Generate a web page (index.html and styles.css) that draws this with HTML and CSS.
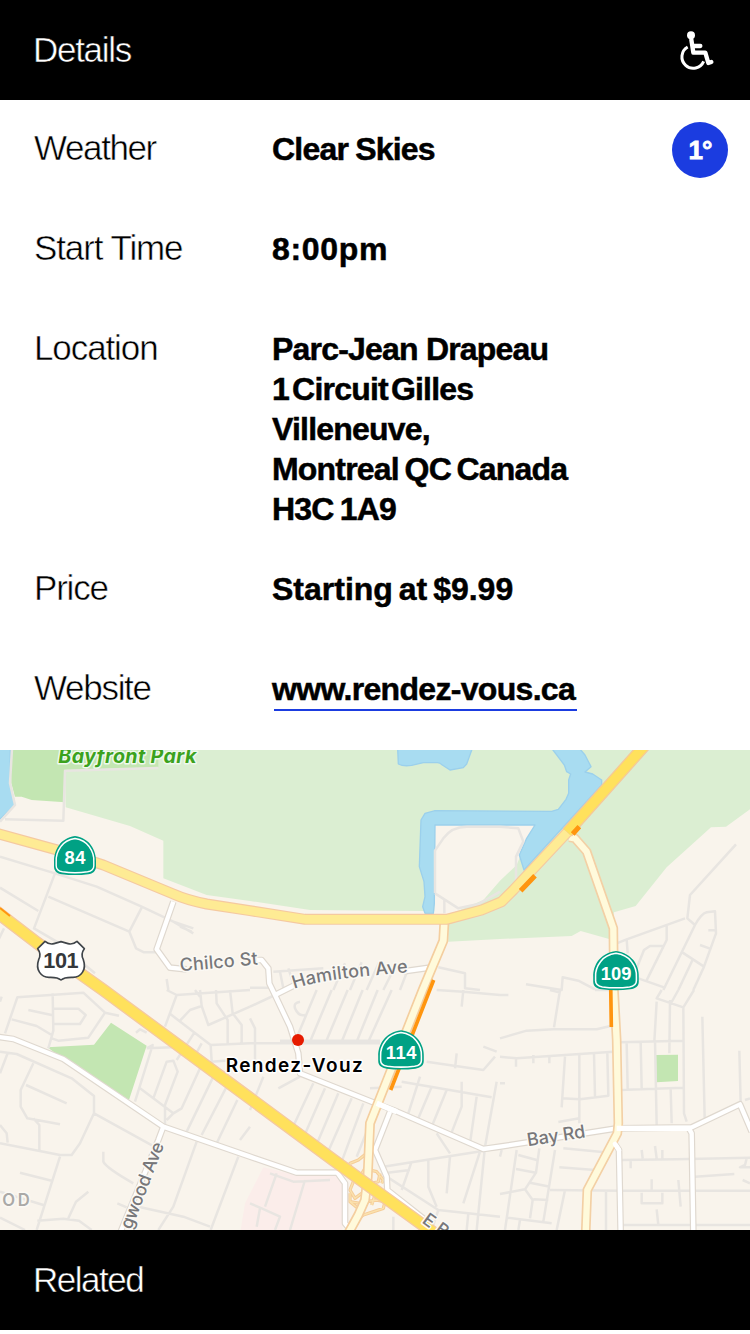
FILE: index.html
```
<!DOCTYPE html>
<html lang="en">
<head>
<meta charset="utf-8">
<title>Details</title>
<link rel="stylesheet" href="styles.css">
</head>
<body>
<main class="screen">
<header class="bar">
  <h1 class="bar-title details">Details</h1>
  <svg class="access" viewBox="0 0 102 120" role="img" aria-label="Wheelchair accessible">
    <circle cx="36" cy="13" r="12"/>
    <path class="body" d="M37 26 43 65H79L88 96 97 93M41 45H64"/>
    <path class="wheel" d="M26 48A34 34 0 1 0 74 91"/>
  </svg>
</header>
<dl class="info">
  <div class="row"><dt class="weather">Weather</dt><dd class="skies">Clear Skies</dd><dd class="temp">1°</dd></div>
  <div class="row"><dt class="start">Start Time</dt><dd class="time">8:00pm</dd></div>
  <div class="row row-tall"><dt class="location">Location</dt><dd><span class="a1">Parc-Jean Drapeau</span><br><span class="a2">1 Circuit Gilles</span><br><span class="a3">Villeneuve,</span><br><span class="a4">Montreal QC Canada</span><br><span class="a5">H3C 1A9</span></dd></div>
  <div class="row"><dt class="price">Price</dt><dd class="cost">Starting at $9.99</dd></div>
  <div class="row"><dt class="website">Website</dt><dd><a class="link" href="#">www.rendez-vous.ca</a></dd></div>
</dl>
<svg class="map" viewBox="0 0 2250 1440">
  <defs>
    <g id="shield">
      <path fill="#00a184" d="M0-66C24-63 42-51 51-39C62-25 68-6 67 10V24C67 38 57 45 42 47Q0 52-42 47C-57 45-67 38-67 24V10C-68-6-62-25-51-39C-42-51-24-63 0-66Z"/>
      <path fill="none" stroke="#fff" stroke-width="4.5" d="M0-59C21-56 37-46 45-35C55-22 61-5 60 10V22C60 33 53 38 40 40Q0 45-40 40C-53 38-60 33-60 22V10C-61-5-55-22-45-35C-37-46-21-56 0-59Z"/>
    </g>
    <path id="hamilton" d="M882 717Q930 700 1000 690T1240 666"/>
    <path id="r84" d="M-10 250 165 298 310 345 520 432Q560 450 620 462L750 482 915 508H1340L1445 480 1505 455 1540 420 1702 247"/>
    <path id="r101" d="M-20 478 110 578 310 720 750 1045 1000 1230 1310 1455"/>
    <path id="r101n" d="M1702 247 1940-20"/>
    <path id="r114" d="M1333 518 1330 572 1268 720 1110 1120 1103 1280 1095 1350 1075 1395 1045 1450"/>
    <path id="r109" d="M1708 262 1725 265 1760 305 1840 535 1842 720 1850 870 1855 1120 1852 1150 1762 1320 1757 1450"/>
    <g id="whites">
      <path d="M520 455 470 598 510 653 560 658M770 630H785L805 655 808 700 825 735 870 830 895 910 900 970 1140 1065 1180 1080 1450 1197 1500 1190 1850 1135 2075 1132 2220 1063 2255 1145"/>
      <path d="M825 735 885 705M1210 664 1290 653M-10 860 40 867 190 927 490 1130 750 1220 890 1268H1012L1035 1300V1420L1060 1450"/>
      <path d="M490 1130 475 1170 360 1450M1170 1085 1125 1200 1160 1280 1162 1320 1270 1405M1845 1182 1857 1200 1862 1450M2065 1132 2075 1150 2080 1450"/>
    </g>
  </defs>
  <rect width="2250" height="1440" fill="#f9f4ec"/>
  <path fill="#dbeed2" d="M475 0 195 60 197 172 390 228 490 272V385L620 435 750 453 930 480 1345 484V575L1500 567 1715 558 1742 543 1830 568 1842 487 1907 468 2000 352 2133 232 2178 230 2250 178V0Z"/>
  <path fill="#c3e6b2" d="M30 0 34 100 45 140H65L95 150 195 157V60L475 52V0ZM142 892 282 884 333 818 440 887 387 1050 190 927ZM1968 915 2034 914V993L1970 997Z"/>
  <path fill="#f9f4ec" d="M1305 225H1610L1560 320 1550 345 1500 392 1450 450 1380 480 1340 495H1303Z"/>
  <path fill="#fbedea" d="M790 1252 890 1275H1005L1027 1302V1440H722L735 1360Z"/>
  <g fill="#a8dcf1" stroke="#9bd0ec" stroke-width="4" stroke-linejoin="round">
    <path d="M-5-5H31L30 100 45 165-5 212Z"/>
    <path d="M1193-5 1195 42Q1210 50 1235 46L1270 38H1312Q1320 38 1327 45L1350 60 1390 53 1400 42 1417-5Z"/>
    <path d="M1655-5 1693 45 1700 65 1712 72 1706 90V130L1698 148 1675 178 1655 184 1305 182 1275 190 1263 210 1258 350 1272 395 1275 440 1268 470 1275 490H1300L1303 460 1305 225H1605L1580 265 1558 315 1572 360 1805 105V90L1778 72 1755 66 1773 50 1755 15 1738-5Z"/>
  </g>
  <g class="minor">
    <path d="M36-5 30 100 45 165 0 215M15 208 190 212 195 62 475 54M0 320 165 370 290 410 425 470 520 515 580 535M165 370 102 535 170 575 285 670M0 413 115 483M145 440 388 545 425 473M388 545 408 595 432 607H470M520 515 580 550M540 530 575 545M-5 570 12 535M500 687 505 720"/>
    <g transform="translate(750)">
      <path d="M555 430V302L580 265Q605 230 650 230H750L805 235 820 275 798 320V400M555 430 625 475 685 462 750 425M583 450V490M565 652 645 670V715L690 720M70 665 220 655M90 665 100 715M115 655 130 700M285 640 250 720M335 637 300 720M388 635 350 720M430 660 400 720M475 655 450 720M0 713H60"/>
    </g>
    <g transform="translate(1500)">
      <path d="M708 283 570 435 562 505 585 525M350 580 380 568 555 505M380 568 383 610M500 525V570L438 695M490 588H450L432 600 410 655M585 525 490 720M585 525Q605 490 620 487L645 484 648 550 612 650 580 720M625 541H648M600 585 628 595M548 608 612 650M580 625 535 720M415 685 492 712M78 703 185 720 188 682 235 692 285 718"/>
    </g>
    <g transform="translate(0 720)">
      <path d="M15 130 52 22 250 8 315 68 265 143 175 152 155 145M0 35 5 20M158 10 160 122 145 175M35 88 110 108 155 135M85 60 158 76M160 56H235L257 75 240 102H160M315 68 357 77M0 185 50 192 215 265 282 318V370L240 460 215 495H180L0 460M22 192 0 250M100 220 62 300V350L82 385 180 403M78 285 200 340M100 385 118 405V485M0 405 20 430 23 458M282 370 490 485M180 500 110 720M60 548 155 572M0 605 130 645M0 683 75 720M112 692 190 686 237 692 275 720M205 685 228 635 265 605M310 485V515Q320 535 400 580M352 640 380 652M415 650 550 680 630 710M590 455 520 650 475 720M715 500 632 720M405 335 458 165 440 175M408 128 420 118 440 128M440 175 555 170M460 325 500 215 520 212 533 245 495 345V410M420 295 520 370 500 390M520 370 545 355 600 235M640 260 560 425M685 280 605 435M712 330 650 460M750 410 720 450M495 110 530 15 500 0M508 70 580 125 632 165 750 160M540 92 570 60 605 48 600 0M605 48 625 105 750 50M600 20 585 0M648 0 650 40 683 90V160M690 0 698 70 725 105V160M530 15 750 0M632 165 635 215 700 210M585 125 530 210M605 160 580 205"/>
    </g>
    <g transform="translate(750 720)">
      <path d="M0 50 75 15M0 160H390M90 152H390M200 0 135 155M245 0 180 155M293 0 228 155M338 0 275 155M383 0 320 155M425 0 355 155M0 85 15 115V210M150 35Q130 38 135 55 145 80 165 75M640 0 635 50M560 0 640 5 750 15M530 215 700 240 735 200M620 190 615 235M700 170 740 185M455 275 725 322M360 295 455 290M85 295 150 260M190 280 120 430M225 295 155 455M265 310 195 475M305 325 230 495M340 340 275 515M380 350 320 500M40 260 0 360M510 260 475 370M545 290 505 385M590 300 545 410M635 275 635 350 600 440M680 320 660 460M740 275 705 470 680 720M400 530 560 505 750 475M560 430 600 490M535 510 535 590 560 650M485 515 455 600M600 500 590 610M690 485 640 640M400 550 480 540M410 560 565 660 750 680M565 660 545 720M430 680V720M655 670 650 720M80 550 45 650M165 570 120 720M0 640 35 655 90 680 75 720M30 655 20 710M60 550 130 575 240 570"/>
    </g>
    <g transform="translate(1500 720)">
      <path d="M0 15H25M180 0 162 112M0 145 80 122 160 118H290L335 107M150 0 180 8M285 0H330M0 200 50 205 340 185M48 205V230M100 195V220M148 200V220M195 200 185 352M238 190V400M282 190 285 320M322 190 325 317 240 328 185 325M175 396 238 385M360 157 548 152M380 160 383 297M422 155 425 297M465 152 470 405M510 30 508 190M550 50 552 370 560 395M470 35 463 155M485 0 470 25 550 52 582 0M535 0 510 45M360 300 548 293M512 298 515 400M607 80 614 385M718 182 722 340M735 330 750 325M0 280H15M50 480 15 720M0 612 75 598 98 630 90 685M55 495 110 510M48 537 108 548 118 475M108 548 75 598M90 578 150 590M100 628 145 630M165 480 130 695M20 683 155 700M60 690 55 720M195 600 170 720M190 475 315 487M178 532 285 540M150 600 365 602 750 602M318 605V720M365 510 530 508 750 503M392 510V535M425 480 428 505M465 468 470 505M487 480V505M585 560 703 552M455 568V602M535 570 542 650M425 608V640H487V608M470 658 475 705M370 705H750M740 505 735 525 720 532H750M728 570 750 580M5 480 0 500"/>
    </g>
  </g>
  <g class="ramps" transform="translate(750 720)"><path id="ramp" d="M350 490 325 510 300 520 305 550 330 560 345 535M360 500V540L380 545 400 570 395 580M310 575 300 600 315 625 335 610M365 580 385 575 390 550M300 610 300 635 330 660 340 675 400 655 405 635 380 630 350 635M360 605 375 615 365 645M330 640 300 635M340 675 320 690"/></g>
  <g class="ramps-fill" transform="translate(750 720)"><use href="#ramp"/></g>
  <g class="white-case"><use href="#whites"/></g>
  <g class="white-road"><use href="#whites"/></g>
  <g class="road">
    <use href="#r109" stroke="#f3d0a5" stroke-width="29"/><use href="#r109" stroke="#fffadb" stroke-width="19"/>
    <use href="#r114" stroke="#f4ce9f" stroke-width="30"/><use href="#r114" stroke="#fffadb" stroke-width="20"/>
    <use href="#r84" stroke="#f5c9a0" stroke-width="33"/><use href="#r84" stroke="#feeb94" stroke-width="26"/>
    <use href="#r101n" stroke="#f5c998" stroke-width="37"/><use href="#r101n" stroke="#ffe15c" stroke-width="29"/>
    <use href="#r101" stroke="#f5c9a0" stroke-width="39"/><use href="#r101" stroke="#ffe15c" stroke-width="31"/>
    <path d="M1850 1135H2075M1130 1060 1190 1085" stroke="#fff" stroke-width="16"/>
    <path d="M1845 1182 1857 1200" stroke="#fff" stroke-width="14" stroke-linecap="round"/>
  </g>
  <path class="traffic" d="M0 474 30 498" stroke-width="6"/>
  <path class="traffic" d="M1718 252 1738 230M1562 422 1605 377" stroke-width="15"/>
  <path class="traffic" d="M1301 690 1172 1020M1832 700 1834 831" stroke-width="11"/>

  <use href="#shield" transform="translate(225 325) scale(.94 1.01)"/>
  <use href="#shield" transform="translate(1848 670) scale(1.02)"/>
  <use href="#shield" transform="translate(1203 908) scale(1.02)"/>
  <path fill="#fff" stroke="#40454a" stroke-width="5" stroke-linejoin="round" d="M135 574Q148 585 162 581L183 575 204 581Q218 585 231 574L253 596Q241 612 250 629C261 660 242 682 219 682Q193 681 183 690Q173 681 147 682C124 682 105 660 116 629Q125 612 113 596Z"/>
  <g class="num">
    <text x="225" y="343" textLength="63">84</text>
    <text x="1848" y="689" textLength="92">109</text>
    <text x="1203" y="927" textLength="92">114</text>
    <text x="183" y="653" textLength="106" class="us">101</text>
  </g>
  <text class="park" x="175" y="38" textLength="414">Bayfront Park</text>
  <g class="street">
    <text transform="translate(541 664) rotate(-5)" textLength="234">Chilco St</text>
    <text textLength="347"><textPath href="#hamilton" textLength="347">Hamilton Ave</textPath></text>
    <text transform="translate(1584 1189) rotate(-9)" textLength="176">Bay Rd</text>
    <text transform="translate(394 1441) rotate(-69)" textLength="275">gwood Ave</text>
    <text transform="translate(1264 1417) rotate(36)">E B</text>
  </g>
  <text class="district" x="7" y="1367" textLength="82">OD</text>
  <text class="place" x="677" y="965" textLength="411">Rendez-Vouz</text>
  <circle cx="894" cy="870" r="18" fill="#e61b00"/>
</svg>
<footer class="bar"><h2 class="bar-title related">Related</h2></footer>
</main>
</body>
</html>
```
FILE: styles.css
```
body { margin: 0; background: #fff; font-family: "Liberation Sans", Arial, sans-serif; color: #000; }
.screen { width: 750px; }
.bar { box-sizing: border-box; height: 100px; padding: 0 37px 0 33px; background: #000; color: #fff; display: flex; align-items: center; justify-content: space-between; }
.bar-title { margin: 0; font-size: 35px; line-height: 40px; font-weight: 400; -webkit-text-stroke: .5px #000; }
.access { width: 34px; height: 40px; margin-top: 1px; overflow: visible; }
.access circle { fill: #fff; }
.body, .wheel { fill: none; stroke: #fff; stroke-linejoin: round; stroke-linecap: round; }
.body { stroke-width: 13; }
.wheel { stroke-width: 9; stroke-linecap: butt; }

.info { margin: 0; height: 650px; }
.row { box-sizing: border-box; height: 100px; padding: 29px 22px 0 34px; display: grid; grid-template-columns: 238px 1fr auto; align-items: start; line-height: 40px; }
.row-tall { height: 240px; }
dt { margin-top: -1px; font-size: 35px; white-space: nowrap; -webkit-text-stroke: .5px #fff; }
dd { margin: 0; font-size: 32px; font-weight: 700; white-space: nowrap; letter-spacing: -.8px; -webkit-text-stroke: .5px #000; }
.temp { width: 56px; height: 56px; margin-top: -7px; border-radius: 50%; background: #1b3ce0; color: #fff; font-size: 26px; line-height: 57px; text-align: center; letter-spacing: -1px; -webkit-text-stroke: .8px #fff; }
.link { display: inline-block; color: #000; text-decoration: none; background: linear-gradient(#1b3ce0, #1b3ce0) 2px 100% / 303px 2px no-repeat; height: 42px; width: 305px; letter-spacing: -.68px; }

.details { letter-spacing: -1.3px; }
.weather { letter-spacing: -1.4px; }
.start { letter-spacing: -1.1px; }
.location { letter-spacing: -1.1px; }
.price { letter-spacing: -1.2px; }
.website { letter-spacing: -1.3px; }
.related { letter-spacing: -1.5px; }
.skies { word-spacing: -1px; }
.time { letter-spacing: .7px; }
.a2 { word-spacing: -5px; }
.a4 { word-spacing: -2.5px; }
.a5 { word-spacing: -2px; }
.cost { letter-spacing: 0; word-spacing: -3px; }

.map { display: block; width: 750px; height: 480px; }
.minor { fill: none; stroke: #e8e5e1; stroke-width: 7.5; stroke-linejoin: round; }
.road, .white-case, .white-road, .ramps, .ramps-fill { fill: none; stroke-linejoin: round; }
.white-case { stroke: #dfd8cf; stroke-width: 20; }
.white-road { stroke: #fff; stroke-width: 13; }
.ramps { stroke: #f5cd98; stroke-width: 10; }
.ramps-fill { stroke: #fbe2ae; stroke-width: 4; }
.traffic { fill: none; stroke: #ff950f; }
.num { font-weight: 700; font-size: 55px; fill: #fff; text-anchor: middle; }
.us { fill: #35383b; font-size: 65px; }
.street, .district, .place, .park { font-family: Inter, sans-serif; paint-order: stroke; stroke: #fbf9f4; stroke-width: 9px; stroke-linejoin: round; }
.street { font-size: 54px; font-weight: 500; fill: #77777a; }
.district { font-size: 50px; font-weight: 600; fill: #aaa9a7; }
.place { font-size: 57px; font-weight: 600; fill: #000; stroke: #fff; }
.park { font-size: 59px; font-weight: 700; font-style: italic; fill: #3ba21d; stroke: #eff9ec; }
```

Task to carry out =
Show every line where the string "index" appears.

Task solution =
Generate a web page (index.html and styles.css) that draws this with HTML and CSS.
FILE: index.html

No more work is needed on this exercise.